[Data]

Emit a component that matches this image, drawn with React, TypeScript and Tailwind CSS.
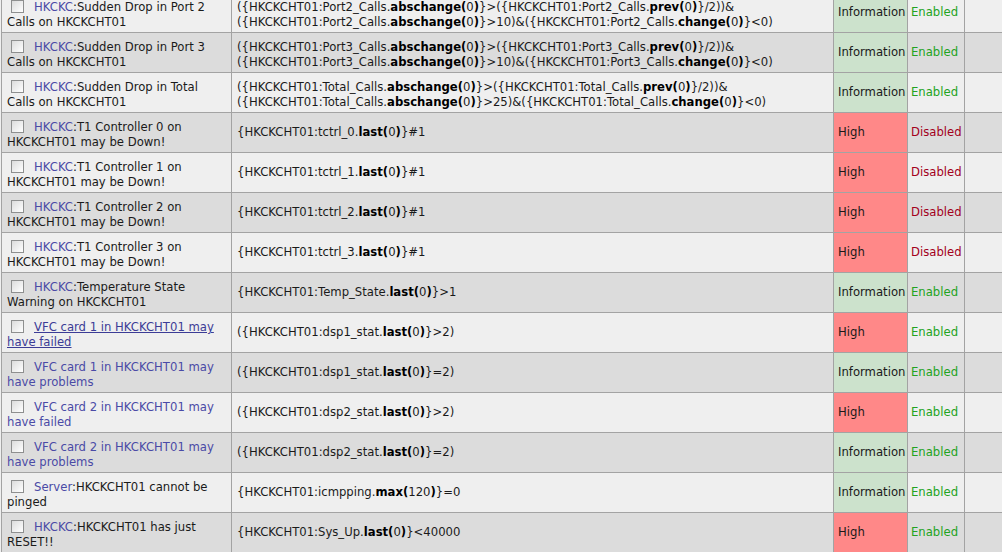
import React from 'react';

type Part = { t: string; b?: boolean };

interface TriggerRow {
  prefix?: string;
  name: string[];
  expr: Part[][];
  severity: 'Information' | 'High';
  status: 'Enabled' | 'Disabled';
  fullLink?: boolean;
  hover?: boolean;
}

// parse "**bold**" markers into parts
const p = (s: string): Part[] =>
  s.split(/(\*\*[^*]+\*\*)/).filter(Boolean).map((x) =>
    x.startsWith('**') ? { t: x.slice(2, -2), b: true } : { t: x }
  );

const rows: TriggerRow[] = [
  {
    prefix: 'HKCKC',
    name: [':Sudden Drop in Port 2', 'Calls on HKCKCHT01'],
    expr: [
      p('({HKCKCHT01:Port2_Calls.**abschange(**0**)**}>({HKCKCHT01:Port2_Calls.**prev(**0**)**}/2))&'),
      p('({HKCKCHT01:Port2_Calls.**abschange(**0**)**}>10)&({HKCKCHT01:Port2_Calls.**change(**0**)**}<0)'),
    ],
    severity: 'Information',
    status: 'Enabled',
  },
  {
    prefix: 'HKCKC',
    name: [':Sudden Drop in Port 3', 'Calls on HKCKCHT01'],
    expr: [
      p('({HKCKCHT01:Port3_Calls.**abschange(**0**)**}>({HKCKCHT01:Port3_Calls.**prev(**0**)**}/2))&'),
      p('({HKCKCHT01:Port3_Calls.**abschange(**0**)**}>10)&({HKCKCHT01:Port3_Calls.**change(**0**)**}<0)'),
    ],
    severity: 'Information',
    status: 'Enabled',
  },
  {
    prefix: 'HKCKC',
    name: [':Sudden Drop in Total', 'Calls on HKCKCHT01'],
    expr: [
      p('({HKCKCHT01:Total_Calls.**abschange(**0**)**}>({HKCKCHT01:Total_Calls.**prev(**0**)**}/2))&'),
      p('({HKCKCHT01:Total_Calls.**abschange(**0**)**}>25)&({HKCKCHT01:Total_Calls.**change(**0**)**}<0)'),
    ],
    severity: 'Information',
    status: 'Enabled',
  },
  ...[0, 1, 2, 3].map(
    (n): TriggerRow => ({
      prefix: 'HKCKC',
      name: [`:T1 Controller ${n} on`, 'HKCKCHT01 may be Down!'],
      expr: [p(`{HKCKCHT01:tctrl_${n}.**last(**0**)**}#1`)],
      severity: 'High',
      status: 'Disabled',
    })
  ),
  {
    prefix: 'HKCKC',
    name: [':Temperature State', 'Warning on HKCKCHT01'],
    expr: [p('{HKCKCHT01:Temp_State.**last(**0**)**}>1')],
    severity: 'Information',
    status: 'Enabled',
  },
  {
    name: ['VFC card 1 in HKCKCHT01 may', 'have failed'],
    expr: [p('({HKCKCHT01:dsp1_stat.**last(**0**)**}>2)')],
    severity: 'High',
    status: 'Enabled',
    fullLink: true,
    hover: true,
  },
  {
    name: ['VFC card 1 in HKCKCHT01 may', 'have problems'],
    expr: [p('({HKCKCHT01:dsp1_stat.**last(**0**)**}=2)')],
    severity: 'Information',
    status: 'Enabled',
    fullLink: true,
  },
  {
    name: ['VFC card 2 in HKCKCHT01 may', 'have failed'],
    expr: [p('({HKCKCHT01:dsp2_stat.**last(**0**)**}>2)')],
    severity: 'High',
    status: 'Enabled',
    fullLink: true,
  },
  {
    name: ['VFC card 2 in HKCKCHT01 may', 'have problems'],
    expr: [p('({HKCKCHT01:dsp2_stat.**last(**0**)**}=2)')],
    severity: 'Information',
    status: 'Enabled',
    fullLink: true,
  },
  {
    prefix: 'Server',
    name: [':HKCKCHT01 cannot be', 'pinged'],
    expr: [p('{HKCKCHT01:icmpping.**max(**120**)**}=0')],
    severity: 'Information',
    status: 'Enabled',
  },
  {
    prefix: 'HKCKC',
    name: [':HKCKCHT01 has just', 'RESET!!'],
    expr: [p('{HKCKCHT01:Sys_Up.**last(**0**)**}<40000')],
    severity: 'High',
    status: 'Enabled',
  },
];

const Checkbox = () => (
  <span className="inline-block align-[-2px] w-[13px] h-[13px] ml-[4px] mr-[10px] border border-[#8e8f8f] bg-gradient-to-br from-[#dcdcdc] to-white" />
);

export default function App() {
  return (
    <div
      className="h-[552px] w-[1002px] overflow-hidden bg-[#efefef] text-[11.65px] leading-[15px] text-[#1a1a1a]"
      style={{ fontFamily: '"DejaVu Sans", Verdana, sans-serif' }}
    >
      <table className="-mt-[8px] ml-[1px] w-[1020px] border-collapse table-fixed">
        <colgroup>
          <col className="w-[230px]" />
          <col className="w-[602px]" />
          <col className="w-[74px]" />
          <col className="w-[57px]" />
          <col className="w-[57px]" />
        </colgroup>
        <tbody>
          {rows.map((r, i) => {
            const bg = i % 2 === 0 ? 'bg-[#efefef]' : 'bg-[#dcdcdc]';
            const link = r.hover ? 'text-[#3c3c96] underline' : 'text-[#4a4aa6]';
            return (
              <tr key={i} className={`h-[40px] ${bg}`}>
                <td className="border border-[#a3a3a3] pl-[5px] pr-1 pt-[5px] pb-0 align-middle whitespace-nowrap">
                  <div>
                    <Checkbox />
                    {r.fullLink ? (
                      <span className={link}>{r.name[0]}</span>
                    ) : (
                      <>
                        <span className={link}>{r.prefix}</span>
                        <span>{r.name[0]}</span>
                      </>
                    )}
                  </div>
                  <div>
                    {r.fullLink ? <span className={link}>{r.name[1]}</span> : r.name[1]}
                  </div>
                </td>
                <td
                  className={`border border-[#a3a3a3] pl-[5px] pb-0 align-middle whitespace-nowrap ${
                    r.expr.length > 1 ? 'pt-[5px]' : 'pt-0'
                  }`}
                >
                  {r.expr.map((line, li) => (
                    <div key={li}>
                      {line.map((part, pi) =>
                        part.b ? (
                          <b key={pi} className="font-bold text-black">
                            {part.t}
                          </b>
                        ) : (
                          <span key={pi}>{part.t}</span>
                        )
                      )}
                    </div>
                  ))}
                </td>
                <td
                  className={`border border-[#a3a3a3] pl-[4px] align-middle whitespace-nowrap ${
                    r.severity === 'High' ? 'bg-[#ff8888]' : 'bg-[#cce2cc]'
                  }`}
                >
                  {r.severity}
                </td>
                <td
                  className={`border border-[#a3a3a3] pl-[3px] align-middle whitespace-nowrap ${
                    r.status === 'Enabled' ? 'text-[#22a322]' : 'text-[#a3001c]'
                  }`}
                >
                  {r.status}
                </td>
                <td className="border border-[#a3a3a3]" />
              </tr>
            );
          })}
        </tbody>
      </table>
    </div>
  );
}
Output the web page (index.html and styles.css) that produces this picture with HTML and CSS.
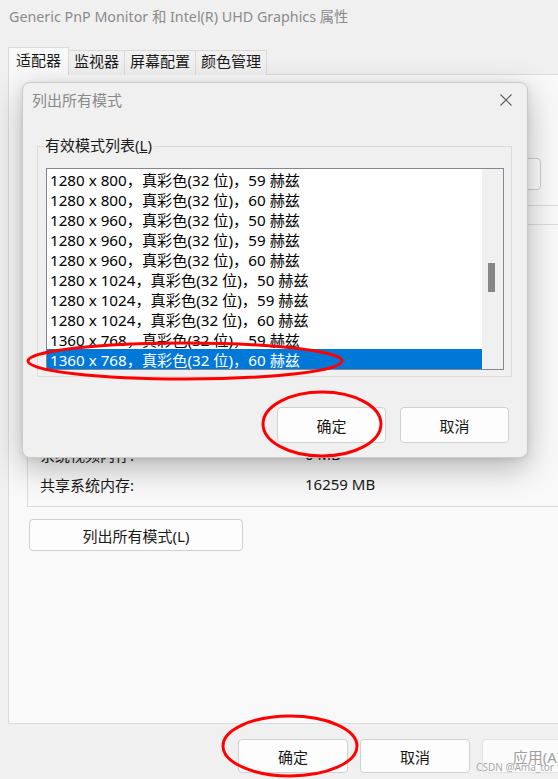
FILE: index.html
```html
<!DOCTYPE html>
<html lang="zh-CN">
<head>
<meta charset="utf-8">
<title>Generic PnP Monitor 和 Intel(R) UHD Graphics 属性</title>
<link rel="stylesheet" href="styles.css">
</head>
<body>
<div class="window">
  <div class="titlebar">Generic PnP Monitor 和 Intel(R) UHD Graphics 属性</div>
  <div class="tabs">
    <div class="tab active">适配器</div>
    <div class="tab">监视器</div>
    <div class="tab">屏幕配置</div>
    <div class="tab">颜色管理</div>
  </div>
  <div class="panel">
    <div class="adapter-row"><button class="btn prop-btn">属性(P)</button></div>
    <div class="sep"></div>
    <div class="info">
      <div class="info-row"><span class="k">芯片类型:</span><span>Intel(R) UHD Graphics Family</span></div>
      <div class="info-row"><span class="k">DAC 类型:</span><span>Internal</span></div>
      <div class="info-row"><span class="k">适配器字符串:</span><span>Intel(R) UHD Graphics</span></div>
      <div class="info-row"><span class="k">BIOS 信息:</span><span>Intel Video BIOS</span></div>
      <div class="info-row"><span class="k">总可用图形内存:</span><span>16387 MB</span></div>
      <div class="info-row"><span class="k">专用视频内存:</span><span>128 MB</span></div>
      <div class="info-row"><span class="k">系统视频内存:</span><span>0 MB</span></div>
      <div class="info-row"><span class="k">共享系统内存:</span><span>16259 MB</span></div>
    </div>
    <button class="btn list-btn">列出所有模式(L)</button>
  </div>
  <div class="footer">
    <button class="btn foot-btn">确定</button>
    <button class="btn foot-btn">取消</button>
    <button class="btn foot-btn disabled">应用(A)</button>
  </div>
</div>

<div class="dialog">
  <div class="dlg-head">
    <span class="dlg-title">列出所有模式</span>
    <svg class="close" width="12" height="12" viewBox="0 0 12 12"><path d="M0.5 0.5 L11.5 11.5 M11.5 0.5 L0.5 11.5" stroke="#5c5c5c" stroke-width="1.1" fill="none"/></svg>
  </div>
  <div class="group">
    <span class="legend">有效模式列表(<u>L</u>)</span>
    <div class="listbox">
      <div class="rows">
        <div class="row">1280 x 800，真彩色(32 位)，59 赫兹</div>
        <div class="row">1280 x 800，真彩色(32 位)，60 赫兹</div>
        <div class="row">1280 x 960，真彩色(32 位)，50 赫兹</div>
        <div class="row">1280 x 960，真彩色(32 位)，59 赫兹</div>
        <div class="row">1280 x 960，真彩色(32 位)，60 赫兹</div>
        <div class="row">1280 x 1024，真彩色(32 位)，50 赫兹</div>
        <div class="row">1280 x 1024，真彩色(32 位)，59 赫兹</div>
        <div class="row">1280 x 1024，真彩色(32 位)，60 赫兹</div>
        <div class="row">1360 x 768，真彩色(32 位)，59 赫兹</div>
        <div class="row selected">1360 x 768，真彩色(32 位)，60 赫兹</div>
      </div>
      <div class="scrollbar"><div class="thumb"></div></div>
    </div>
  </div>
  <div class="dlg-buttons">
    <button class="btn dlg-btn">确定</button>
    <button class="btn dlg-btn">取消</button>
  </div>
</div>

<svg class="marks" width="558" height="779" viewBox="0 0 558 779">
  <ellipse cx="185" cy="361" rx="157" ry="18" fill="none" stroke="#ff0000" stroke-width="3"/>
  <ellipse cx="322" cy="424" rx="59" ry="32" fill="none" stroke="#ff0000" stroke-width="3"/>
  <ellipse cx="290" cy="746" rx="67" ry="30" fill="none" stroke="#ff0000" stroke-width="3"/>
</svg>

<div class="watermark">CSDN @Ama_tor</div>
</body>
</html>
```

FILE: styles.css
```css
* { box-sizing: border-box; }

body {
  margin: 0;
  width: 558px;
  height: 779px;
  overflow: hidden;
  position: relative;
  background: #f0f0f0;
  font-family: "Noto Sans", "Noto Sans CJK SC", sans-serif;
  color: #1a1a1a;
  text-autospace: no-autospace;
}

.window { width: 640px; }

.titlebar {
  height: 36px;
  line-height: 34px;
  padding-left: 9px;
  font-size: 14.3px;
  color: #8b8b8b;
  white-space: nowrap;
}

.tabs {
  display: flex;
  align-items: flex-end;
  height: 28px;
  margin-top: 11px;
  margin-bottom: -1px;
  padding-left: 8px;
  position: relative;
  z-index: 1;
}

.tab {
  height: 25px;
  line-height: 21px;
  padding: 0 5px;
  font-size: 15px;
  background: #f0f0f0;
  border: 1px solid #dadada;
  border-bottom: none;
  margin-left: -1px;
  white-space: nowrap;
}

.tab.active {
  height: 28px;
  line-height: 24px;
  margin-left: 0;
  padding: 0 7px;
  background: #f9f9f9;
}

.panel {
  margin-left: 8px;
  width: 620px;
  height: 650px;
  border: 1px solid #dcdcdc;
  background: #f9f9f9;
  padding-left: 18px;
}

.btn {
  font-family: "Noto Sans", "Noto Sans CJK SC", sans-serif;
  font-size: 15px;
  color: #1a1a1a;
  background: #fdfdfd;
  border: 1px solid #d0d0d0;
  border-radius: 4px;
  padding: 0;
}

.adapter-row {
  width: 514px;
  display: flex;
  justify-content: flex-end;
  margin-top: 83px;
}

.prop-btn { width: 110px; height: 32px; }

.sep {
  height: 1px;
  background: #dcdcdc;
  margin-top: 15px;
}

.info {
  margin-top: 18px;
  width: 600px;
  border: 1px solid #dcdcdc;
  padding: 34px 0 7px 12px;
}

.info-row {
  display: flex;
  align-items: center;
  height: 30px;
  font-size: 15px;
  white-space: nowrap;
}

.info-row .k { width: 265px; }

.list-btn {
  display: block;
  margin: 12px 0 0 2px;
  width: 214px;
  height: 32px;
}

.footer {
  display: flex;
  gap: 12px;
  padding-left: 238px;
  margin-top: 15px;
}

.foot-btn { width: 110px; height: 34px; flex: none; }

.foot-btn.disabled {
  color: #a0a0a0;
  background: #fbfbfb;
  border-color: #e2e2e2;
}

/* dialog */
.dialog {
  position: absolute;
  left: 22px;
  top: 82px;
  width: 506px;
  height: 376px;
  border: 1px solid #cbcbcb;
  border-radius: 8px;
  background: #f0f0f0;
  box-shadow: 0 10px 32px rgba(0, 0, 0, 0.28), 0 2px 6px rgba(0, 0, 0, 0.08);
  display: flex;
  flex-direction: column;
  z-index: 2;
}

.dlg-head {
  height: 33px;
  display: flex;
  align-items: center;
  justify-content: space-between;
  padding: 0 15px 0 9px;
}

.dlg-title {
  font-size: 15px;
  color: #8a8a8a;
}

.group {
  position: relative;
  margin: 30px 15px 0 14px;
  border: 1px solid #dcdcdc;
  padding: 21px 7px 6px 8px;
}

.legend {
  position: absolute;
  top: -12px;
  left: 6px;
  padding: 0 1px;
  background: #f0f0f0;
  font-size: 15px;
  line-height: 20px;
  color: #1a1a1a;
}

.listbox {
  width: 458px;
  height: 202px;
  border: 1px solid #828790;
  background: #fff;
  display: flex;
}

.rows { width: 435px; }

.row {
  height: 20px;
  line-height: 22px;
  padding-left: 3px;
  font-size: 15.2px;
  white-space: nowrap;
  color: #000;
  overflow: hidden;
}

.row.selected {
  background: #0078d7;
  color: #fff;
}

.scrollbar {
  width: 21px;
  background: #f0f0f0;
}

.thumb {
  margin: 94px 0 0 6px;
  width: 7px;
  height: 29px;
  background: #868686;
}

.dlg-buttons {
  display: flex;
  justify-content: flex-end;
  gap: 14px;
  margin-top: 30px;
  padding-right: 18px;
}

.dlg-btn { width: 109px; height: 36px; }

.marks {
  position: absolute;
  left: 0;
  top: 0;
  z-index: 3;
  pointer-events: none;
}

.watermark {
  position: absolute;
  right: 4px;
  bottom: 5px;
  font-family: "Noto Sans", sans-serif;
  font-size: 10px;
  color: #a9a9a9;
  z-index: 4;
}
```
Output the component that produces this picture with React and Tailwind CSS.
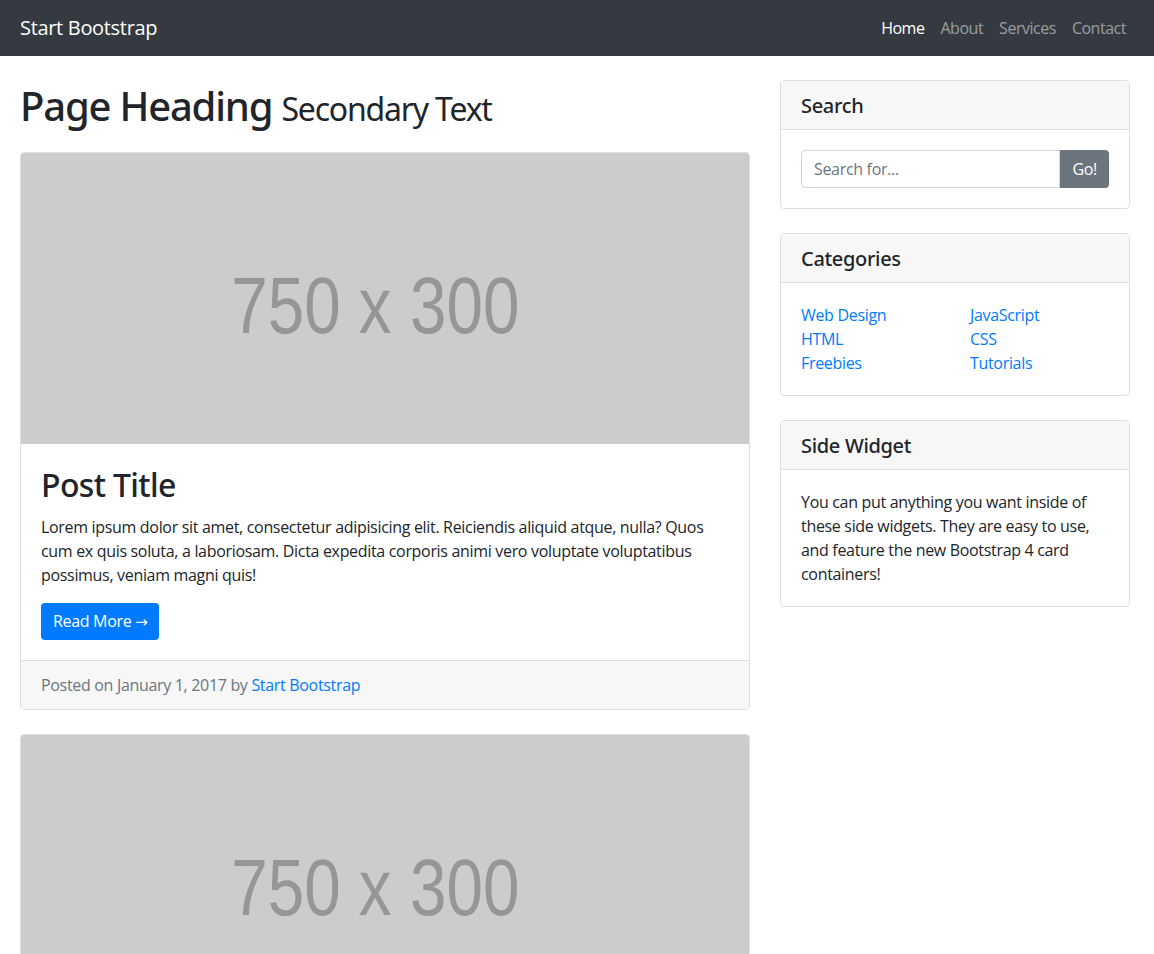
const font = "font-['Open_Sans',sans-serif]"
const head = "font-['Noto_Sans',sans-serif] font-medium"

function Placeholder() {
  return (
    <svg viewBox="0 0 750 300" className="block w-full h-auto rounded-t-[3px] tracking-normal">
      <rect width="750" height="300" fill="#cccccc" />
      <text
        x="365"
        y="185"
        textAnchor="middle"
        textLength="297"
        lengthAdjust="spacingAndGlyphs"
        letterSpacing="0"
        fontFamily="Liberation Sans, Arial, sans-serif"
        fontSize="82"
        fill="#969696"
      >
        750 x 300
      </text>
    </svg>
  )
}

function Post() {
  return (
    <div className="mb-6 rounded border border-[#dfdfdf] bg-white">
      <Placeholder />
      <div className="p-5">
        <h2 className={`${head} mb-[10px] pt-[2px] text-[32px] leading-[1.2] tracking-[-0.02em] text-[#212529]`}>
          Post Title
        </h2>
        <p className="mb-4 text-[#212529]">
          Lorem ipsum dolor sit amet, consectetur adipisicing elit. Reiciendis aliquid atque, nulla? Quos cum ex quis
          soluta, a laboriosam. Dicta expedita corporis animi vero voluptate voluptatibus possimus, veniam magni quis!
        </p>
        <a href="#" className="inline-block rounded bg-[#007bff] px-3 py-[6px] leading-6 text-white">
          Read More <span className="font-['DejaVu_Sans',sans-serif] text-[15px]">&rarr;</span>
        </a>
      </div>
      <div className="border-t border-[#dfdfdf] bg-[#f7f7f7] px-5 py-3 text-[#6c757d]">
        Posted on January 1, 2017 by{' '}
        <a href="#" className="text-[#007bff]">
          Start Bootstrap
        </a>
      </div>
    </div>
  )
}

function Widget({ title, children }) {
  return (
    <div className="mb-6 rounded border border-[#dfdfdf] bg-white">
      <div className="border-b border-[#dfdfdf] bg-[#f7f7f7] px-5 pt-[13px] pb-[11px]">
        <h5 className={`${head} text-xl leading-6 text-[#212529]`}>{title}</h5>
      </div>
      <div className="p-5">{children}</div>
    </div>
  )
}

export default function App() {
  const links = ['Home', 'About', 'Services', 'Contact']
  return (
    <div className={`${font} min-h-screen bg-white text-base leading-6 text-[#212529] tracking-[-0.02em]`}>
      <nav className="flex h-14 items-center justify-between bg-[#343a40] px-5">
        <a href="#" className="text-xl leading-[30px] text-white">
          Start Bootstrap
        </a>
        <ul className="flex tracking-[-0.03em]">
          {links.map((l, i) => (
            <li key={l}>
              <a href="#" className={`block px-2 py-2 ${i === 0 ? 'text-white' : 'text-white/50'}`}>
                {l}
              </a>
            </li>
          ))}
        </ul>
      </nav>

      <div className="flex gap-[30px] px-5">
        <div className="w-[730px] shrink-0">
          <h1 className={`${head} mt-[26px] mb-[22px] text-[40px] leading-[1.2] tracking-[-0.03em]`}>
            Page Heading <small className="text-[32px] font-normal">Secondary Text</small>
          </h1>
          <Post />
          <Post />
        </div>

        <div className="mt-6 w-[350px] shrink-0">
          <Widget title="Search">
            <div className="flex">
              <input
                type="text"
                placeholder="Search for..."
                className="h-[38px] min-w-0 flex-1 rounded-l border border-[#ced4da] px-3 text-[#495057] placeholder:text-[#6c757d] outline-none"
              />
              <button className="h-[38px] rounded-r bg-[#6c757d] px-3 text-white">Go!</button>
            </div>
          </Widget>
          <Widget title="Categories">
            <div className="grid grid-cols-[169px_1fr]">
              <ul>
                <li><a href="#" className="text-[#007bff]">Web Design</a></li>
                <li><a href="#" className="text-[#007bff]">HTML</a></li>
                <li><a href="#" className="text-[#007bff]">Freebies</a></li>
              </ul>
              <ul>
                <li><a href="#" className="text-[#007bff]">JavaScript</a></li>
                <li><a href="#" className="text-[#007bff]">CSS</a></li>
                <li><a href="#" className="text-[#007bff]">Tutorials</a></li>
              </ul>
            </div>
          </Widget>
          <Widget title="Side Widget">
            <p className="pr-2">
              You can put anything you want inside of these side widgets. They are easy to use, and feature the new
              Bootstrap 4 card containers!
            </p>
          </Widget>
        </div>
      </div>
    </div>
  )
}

[Work required]
From the records above, pull out every line containing the word "produces".

[Solution to the exercise]
Output the web page (index.html and styles.css) that produces this picture with HTML and CSS.
Output the component that produces this picture with React and Tailwind CSS.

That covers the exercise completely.